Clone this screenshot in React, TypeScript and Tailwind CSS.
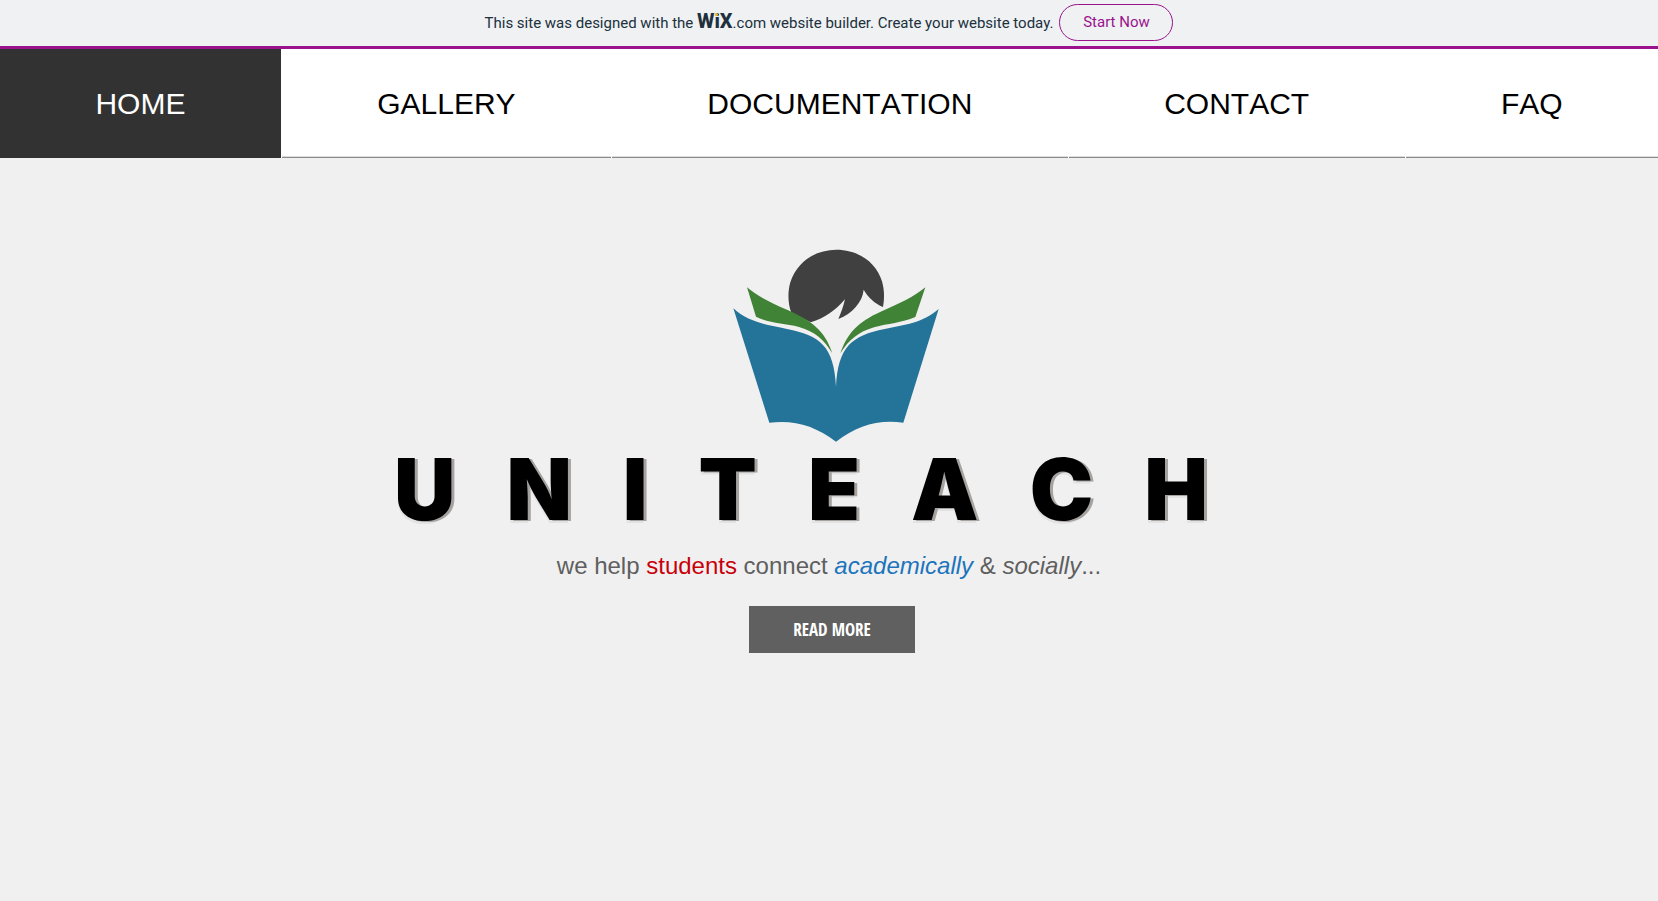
const navItems = ['HOME', 'GALLERY', 'DOCUMENTATION', 'CONTACT', 'FAQ'];

function WixLogo() {
  return (
    <span className="relative font-['Roboto',sans-serif] text-[20px] leading-none font-extrabold text-[#20303c]">
      WiX
      <span className="absolute top-[4px] left-[18px] size-[3px] rounded-full bg-[#fbbd14]" />
    </span>
  );
}

function Banner() {
  return (
    <div className="flex h-[49px] items-center justify-center border-b-3 border-[#9a138d] bg-[#eff1f3] pb-px font-['Roboto','Liberation_Sans',sans-serif] text-[15px] text-[#20303c]">
      <p className="whitespace-nowrap">
        This site was designed with the <WixLogo />
        .com website builder. Create your website today.
      </p>
      <a
        href="#start"
        className="ml-1.5 flex h-[37px] w-[114px] items-center justify-center rounded-full border border-[#9a138d] text-[#9a138d]"
      >
        Start Now
      </a>
    </div>
  );
}

function Navigation() {
  return (
    <nav className="flex h-[109px] gap-px bg-white text-[30px] [font-kerning:none]">
      {navItems.map((item, index) => (
        <a
          key={item}
          href={`#${item.toLowerCase()}`}
          aria-current={index === 0 ? 'page' : undefined}
          className={
            index === 0
              ? 'flex flex-auto items-center justify-center bg-[#323232] text-white'
              : 'flex flex-auto items-center justify-center border-b border-[#8c8a8c] text-black shadow-[inset_0_-1px_0_#dedede]'
          }
        >
          {item}
        </a>
      ))}
    </nav>
  );
}

function ReaderLogo() {
  return (
    <svg
      viewBox="0 27 690 579"
      className="ml-3 h-[193px] w-[230px]"
      role="img"
      aria-label="Student reading a book"
    >
      <path
        fill="#404040"
        d="M214 218C203 190 203 155 211 127C231 66 285 29 349 29C414 29 468 66 486 124C493 149 494 174 489 201C465 191 444 172 431 149C427 187 397 220 355 237C363 218 370 200 375 178C346 211 315 234 272 247Z"
      />
      <path
        fill="#408236"
        d="M81 142C119 174 160 191 203 210C274 242 314 270 337 340C312 299 286 275 237 261C193 249 149 251 108 230Z"
      />
      <path
        fill="#408236"
        d="M616 142C580 172 540 190 495 209C424 240 385 270 361 340C387 299 415 276 462 262C504 250 545 249 586 231Z"
      />
      <path
        fill="#247399"
        d="M40 205C91 251 141 252 201 267C299 286 342 318 348 440C354 320 395 287 494 267C554 254 607 250 656 207L550 548C472 538 412 557 348 605C285 557 224 539 148 548Z"
      />
    </svg>
  );
}

function Wordmark() {
  return (
    <h1
      aria-label="UNITEACH"
      className="mt-1 flex gap-[51px] pr-14 font-['Inter',sans-serif] text-[85px] leading-[88px] font-black text-black [text-shadow:3px_1px_0_#a5a2a0,0_3px_0_#e2e2e2]"
    >
      {'UNITEACH'.split('').map((letter) => (
        <span key={letter}>{letter}</span>
      ))}
    </h1>
  );
}

export default function App() {
  return (
    <div className="flex min-h-screen flex-col bg-[#f0f0f0] font-['Liberation_Sans',Arial,sans-serif]">
      <Banner />
      <Navigation />
      <main className="flex flex-col items-center pt-[91px]">
        <ReaderLogo />
        <Wordmark />
        <p className="mt-4 text-[24px] leading-8 text-[#5f5f5f]">
          we help <span className="text-[#c8000a]">students</span> connect{' '}
          <em className="text-[#1c75bc]">academically</em> &amp; <em>socially</em>...
        </p>
        <button
          type="button"
          className="mt-6 ml-1.5 h-[47px] w-[166px] bg-[#606060] font-['Open_Sans_Condensed','Noto_Sans_ExtraCondensed','Roboto_Condensed','Liberation_Sans_Narrow',sans-serif] text-[17px] font-bold text-white"
        >
          READ MORE
        </button>
      </main>
    </div>
  );
}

Instruction
From the first line above down to the line with "['HOME', 'GALLERY', 'DOCUMENTATION', 'CONTACT', 'FAQ'];", reproduce every line and no others, omitting pictures.

Solved problem
Clone this screenshot in React, TypeScript and Tailwind CSS.
const navItems = ['HOME', 'GALLERY', 'DOCUMENTATION', 'CONTACT', 'FAQ'];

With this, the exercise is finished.